» DO THIS:
Print, word for word, every line from the beginning of the listing up to and including the line with "const TOTAL_PAGES = 7". Pictures are to be excluded.

» Entries from a dataset:

------------

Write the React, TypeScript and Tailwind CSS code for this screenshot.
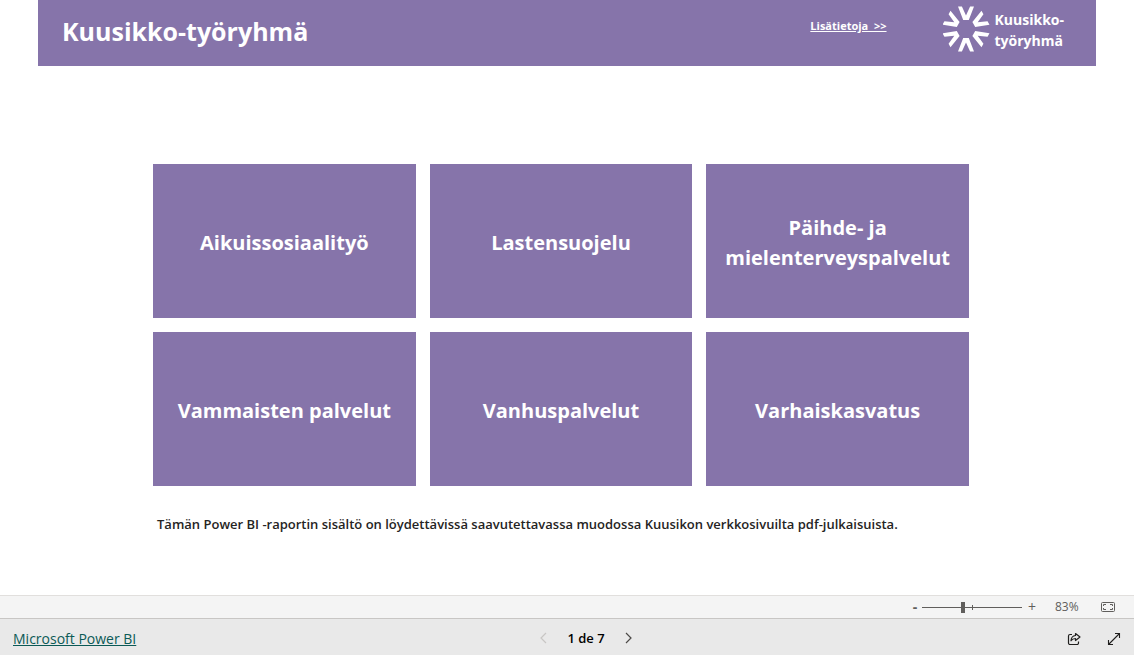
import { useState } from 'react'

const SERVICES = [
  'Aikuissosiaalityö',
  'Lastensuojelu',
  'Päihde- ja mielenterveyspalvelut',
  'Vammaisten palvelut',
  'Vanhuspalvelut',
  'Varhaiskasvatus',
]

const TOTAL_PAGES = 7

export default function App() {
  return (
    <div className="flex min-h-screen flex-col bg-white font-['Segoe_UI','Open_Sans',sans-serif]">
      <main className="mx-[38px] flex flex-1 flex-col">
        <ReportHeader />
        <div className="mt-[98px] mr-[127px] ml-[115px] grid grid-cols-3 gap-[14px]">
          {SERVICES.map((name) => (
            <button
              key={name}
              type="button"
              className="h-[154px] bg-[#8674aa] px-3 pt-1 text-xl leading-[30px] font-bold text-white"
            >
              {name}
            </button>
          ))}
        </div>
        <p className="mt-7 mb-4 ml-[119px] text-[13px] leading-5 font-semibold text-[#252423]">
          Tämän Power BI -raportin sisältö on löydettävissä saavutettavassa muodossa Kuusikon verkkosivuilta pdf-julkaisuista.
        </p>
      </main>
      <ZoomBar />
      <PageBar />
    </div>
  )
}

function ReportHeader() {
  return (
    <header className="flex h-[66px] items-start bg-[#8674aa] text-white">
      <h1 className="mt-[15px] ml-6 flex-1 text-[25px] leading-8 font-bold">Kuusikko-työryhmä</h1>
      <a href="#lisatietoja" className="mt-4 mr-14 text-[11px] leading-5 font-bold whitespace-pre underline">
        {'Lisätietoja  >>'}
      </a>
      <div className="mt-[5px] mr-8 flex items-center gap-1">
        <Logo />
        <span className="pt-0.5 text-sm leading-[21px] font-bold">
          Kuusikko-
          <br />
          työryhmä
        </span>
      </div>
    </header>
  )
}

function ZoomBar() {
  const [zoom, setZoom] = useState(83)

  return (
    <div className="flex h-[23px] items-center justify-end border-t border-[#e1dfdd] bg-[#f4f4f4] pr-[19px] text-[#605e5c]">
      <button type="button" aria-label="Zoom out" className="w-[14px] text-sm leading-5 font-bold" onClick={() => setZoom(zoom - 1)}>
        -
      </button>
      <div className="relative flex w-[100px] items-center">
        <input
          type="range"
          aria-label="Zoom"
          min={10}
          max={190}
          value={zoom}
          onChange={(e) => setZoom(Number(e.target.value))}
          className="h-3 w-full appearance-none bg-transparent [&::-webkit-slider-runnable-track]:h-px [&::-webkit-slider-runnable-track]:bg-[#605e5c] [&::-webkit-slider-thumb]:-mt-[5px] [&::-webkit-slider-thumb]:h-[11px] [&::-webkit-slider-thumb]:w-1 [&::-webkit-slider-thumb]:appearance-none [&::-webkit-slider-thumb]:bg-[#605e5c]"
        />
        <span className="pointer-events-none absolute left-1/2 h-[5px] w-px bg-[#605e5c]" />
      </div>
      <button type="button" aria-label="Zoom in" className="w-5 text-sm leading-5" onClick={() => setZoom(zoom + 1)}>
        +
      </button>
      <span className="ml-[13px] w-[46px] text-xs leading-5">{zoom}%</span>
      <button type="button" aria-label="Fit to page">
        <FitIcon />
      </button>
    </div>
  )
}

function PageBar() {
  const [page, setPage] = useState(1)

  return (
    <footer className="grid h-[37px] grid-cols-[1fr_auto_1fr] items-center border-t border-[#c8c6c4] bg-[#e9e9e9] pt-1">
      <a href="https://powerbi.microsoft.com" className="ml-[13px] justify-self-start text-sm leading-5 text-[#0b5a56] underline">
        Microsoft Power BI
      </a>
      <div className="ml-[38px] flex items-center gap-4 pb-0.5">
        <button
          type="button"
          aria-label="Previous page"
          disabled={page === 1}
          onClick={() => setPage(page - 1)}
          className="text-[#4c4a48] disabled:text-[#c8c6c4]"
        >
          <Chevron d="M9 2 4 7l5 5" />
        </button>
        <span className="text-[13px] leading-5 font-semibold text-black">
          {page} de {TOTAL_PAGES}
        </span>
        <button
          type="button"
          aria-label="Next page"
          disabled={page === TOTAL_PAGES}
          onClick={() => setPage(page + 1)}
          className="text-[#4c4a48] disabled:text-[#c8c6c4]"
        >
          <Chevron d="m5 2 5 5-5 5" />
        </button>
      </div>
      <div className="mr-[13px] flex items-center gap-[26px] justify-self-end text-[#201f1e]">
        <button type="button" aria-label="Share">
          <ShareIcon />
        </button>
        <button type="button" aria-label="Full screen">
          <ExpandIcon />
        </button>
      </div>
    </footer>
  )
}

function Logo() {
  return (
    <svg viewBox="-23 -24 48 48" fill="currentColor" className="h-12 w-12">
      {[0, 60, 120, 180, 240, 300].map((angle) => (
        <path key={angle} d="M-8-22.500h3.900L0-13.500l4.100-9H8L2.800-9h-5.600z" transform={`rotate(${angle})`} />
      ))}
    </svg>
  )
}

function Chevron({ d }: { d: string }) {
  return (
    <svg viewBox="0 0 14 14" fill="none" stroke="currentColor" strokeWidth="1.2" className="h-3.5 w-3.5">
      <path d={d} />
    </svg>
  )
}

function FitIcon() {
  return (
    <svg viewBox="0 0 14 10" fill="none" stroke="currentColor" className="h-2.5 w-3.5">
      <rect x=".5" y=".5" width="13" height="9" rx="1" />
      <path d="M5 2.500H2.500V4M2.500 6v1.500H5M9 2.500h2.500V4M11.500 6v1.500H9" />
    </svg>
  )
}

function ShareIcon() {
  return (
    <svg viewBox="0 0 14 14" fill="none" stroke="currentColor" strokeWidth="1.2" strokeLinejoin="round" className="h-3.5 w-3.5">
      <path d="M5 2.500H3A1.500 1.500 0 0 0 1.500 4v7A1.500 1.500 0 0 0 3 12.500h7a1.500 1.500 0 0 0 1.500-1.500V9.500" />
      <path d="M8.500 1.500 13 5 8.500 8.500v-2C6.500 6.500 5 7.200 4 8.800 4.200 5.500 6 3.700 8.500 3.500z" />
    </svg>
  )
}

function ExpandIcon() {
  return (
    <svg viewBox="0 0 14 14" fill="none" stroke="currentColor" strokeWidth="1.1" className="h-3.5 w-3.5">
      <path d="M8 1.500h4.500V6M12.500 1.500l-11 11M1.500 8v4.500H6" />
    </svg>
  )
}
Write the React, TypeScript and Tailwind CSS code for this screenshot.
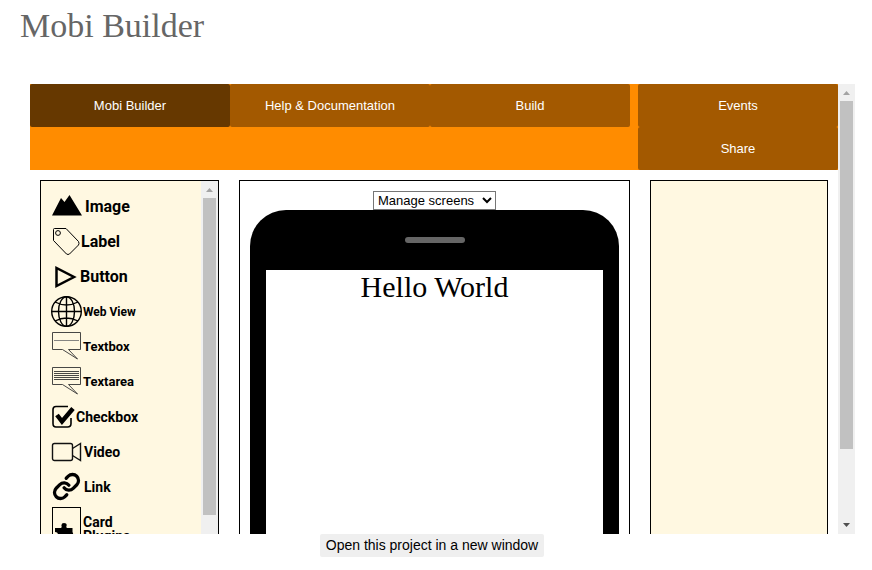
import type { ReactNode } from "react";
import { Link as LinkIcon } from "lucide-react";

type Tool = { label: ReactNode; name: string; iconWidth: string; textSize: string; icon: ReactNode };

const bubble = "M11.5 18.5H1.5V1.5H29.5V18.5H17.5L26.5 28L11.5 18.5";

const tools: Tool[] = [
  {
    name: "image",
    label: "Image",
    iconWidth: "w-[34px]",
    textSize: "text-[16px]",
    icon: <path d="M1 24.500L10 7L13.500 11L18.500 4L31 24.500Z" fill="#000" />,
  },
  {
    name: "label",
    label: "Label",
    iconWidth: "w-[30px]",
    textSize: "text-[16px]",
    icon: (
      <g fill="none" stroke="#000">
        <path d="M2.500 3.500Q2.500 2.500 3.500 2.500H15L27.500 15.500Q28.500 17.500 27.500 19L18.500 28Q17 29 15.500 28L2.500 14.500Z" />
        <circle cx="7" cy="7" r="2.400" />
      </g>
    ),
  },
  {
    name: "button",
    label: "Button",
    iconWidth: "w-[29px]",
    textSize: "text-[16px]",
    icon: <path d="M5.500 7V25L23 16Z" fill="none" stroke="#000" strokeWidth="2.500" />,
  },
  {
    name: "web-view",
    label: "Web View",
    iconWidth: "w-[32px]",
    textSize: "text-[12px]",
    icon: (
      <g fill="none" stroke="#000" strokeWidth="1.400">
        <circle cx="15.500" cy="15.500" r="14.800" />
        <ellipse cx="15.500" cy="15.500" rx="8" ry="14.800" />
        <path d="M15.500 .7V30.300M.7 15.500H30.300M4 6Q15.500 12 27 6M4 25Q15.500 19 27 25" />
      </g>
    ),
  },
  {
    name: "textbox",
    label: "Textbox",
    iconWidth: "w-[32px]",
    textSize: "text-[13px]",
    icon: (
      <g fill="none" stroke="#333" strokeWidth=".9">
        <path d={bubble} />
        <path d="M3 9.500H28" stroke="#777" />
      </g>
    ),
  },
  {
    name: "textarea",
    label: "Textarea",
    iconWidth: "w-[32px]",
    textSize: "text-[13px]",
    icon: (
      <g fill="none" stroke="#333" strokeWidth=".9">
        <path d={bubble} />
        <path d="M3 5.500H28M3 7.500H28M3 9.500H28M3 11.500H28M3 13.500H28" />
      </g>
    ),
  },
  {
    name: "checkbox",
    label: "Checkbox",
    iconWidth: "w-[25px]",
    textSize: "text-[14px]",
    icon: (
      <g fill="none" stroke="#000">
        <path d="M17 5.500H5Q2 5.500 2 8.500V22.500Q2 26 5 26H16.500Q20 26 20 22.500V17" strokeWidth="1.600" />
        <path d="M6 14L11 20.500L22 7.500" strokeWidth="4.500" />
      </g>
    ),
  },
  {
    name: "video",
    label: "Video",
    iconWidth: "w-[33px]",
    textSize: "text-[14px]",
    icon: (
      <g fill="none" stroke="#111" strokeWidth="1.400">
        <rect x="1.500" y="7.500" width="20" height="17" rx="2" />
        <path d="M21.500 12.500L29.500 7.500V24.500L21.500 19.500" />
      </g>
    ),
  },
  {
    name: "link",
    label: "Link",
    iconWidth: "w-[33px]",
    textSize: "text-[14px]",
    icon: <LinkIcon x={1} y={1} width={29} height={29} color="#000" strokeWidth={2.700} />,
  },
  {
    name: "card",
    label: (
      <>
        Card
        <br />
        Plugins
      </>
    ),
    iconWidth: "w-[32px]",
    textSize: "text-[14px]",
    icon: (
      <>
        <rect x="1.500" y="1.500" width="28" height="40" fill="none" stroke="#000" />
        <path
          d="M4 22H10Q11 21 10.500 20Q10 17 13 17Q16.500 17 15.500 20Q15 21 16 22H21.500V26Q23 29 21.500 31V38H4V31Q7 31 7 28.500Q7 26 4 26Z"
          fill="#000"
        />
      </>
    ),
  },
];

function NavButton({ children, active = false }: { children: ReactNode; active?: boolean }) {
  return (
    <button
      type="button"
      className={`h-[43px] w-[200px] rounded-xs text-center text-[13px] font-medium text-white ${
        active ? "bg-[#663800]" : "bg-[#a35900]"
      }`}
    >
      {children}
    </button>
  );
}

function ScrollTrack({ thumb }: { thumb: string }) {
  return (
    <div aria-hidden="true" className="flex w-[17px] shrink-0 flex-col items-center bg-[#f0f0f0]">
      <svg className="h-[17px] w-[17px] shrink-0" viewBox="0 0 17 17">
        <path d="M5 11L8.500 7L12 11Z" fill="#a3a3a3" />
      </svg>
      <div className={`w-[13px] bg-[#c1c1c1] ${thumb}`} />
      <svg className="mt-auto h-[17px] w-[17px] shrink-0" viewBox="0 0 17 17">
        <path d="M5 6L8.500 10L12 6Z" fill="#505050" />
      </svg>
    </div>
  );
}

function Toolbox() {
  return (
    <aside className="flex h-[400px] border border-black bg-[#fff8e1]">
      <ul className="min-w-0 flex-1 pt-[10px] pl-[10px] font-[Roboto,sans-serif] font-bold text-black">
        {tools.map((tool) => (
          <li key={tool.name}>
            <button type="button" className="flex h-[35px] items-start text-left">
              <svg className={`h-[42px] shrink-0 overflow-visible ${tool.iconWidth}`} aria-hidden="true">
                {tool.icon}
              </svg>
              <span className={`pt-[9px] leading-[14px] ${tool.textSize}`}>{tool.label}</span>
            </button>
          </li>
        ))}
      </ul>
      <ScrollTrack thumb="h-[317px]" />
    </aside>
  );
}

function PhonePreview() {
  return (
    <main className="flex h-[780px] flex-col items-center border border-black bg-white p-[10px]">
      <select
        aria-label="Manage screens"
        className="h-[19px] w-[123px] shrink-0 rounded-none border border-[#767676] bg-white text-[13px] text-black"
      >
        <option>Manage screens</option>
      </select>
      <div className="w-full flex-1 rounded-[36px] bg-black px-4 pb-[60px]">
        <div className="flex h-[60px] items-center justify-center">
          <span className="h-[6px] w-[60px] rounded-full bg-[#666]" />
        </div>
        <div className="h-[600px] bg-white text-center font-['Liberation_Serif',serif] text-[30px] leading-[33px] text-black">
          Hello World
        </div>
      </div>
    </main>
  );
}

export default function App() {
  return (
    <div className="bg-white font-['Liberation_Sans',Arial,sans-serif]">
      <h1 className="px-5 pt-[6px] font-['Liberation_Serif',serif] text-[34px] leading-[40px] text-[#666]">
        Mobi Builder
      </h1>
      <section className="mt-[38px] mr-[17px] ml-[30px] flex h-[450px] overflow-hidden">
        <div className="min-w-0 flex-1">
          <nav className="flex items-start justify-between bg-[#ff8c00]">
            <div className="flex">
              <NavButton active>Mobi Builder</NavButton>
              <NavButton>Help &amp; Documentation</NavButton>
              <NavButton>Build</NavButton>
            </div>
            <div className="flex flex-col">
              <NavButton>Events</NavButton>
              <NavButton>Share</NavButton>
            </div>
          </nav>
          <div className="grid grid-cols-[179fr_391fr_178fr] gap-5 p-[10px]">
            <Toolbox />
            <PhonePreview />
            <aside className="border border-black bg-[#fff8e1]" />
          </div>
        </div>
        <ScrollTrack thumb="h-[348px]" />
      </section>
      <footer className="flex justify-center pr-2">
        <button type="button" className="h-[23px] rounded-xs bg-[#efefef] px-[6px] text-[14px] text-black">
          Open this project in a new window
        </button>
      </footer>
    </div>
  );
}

------------

» OUTPUT:
Write the React, TypeScript and Tailwind CSS code for this screenshot.
import { useState } from 'react'

const SERVICES = [
  'Aikuissosiaalityö',
  'Lastensuojelu',
  'Päihde- ja mielenterveyspalvelut',
  'Vammaisten palvelut',
  'Vanhuspalvelut',
  'Varhaiskasvatus',
]

const TOTAL_PAGES = 7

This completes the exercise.